Here’s where it gets interesting, research has revealed that when a tree’s health begins to decline, the associated morel mycelium somehow detects this fact. Sensing that its chlorophyll gravy train is near the end of the line, the morel sends up escape pods – the delectable, spore-producing mushrooms that we humans eagerly snatch up.
In light of this, it makes sense that morels would be more plentiful the year after a forest fire might have stressed trees in a stand of forest. One recently burned forest tract in Austria was reported to have produced 44,000 pounds of morels in one season.
Please don’t take this as a suggestion that you start a forest fire. Instead, touch base with the Mark Twain National Forest or the nearest office of the Missouri Department of Conservation and ask about areas where they have conducted prescribed burns in recent years. You might also want to pay special attention to the area around trees that have been struck by lightning or seem in poor health.
I find most morels scanning the ground within 10 feet of me. When I spot one, I immediately drop my hat next to it and spend at least 10 minutes minutely examining the surrounding area for more. You do occasionally find a single morel, but more often they occur in groups. I have spent as much as 90 minutes painstakingly examining a 50 x 50 foot area where small, gray morels were growing and come up with several dozen for my trouble.
One thing I do know to a moral certainty is that the best places to find morels are those places where you have found them before. Going back to the sites of previous bonanzas isn’t a sure thing, but it’s as close as I have found. That’s why I will be headed back to the Missouri River bottoms tomorrow.

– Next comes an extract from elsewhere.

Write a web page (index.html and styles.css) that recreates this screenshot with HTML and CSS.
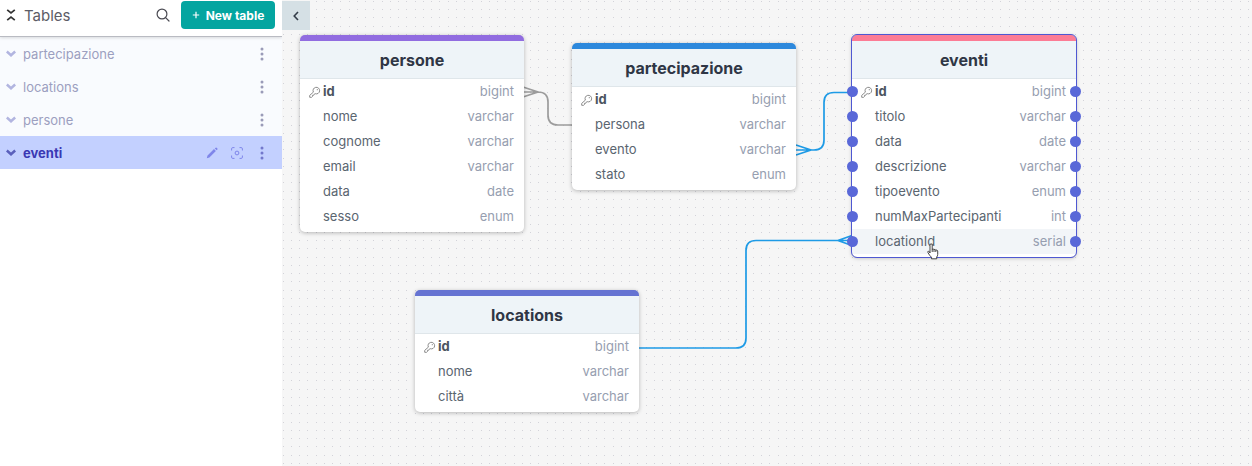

My favorite way to prepare morels is to soak them in water for a few hours to dislodge debris and insects, then slice them in half longways, dredge them in a mixture of eggs and milk followed by salted flour and fry them in butter until golden brown. They also are excellent served over pasta when sautéed and then stirred together with sautéed onions and heavy cream. Google “morel recipes,” and you will find a world of other recipes.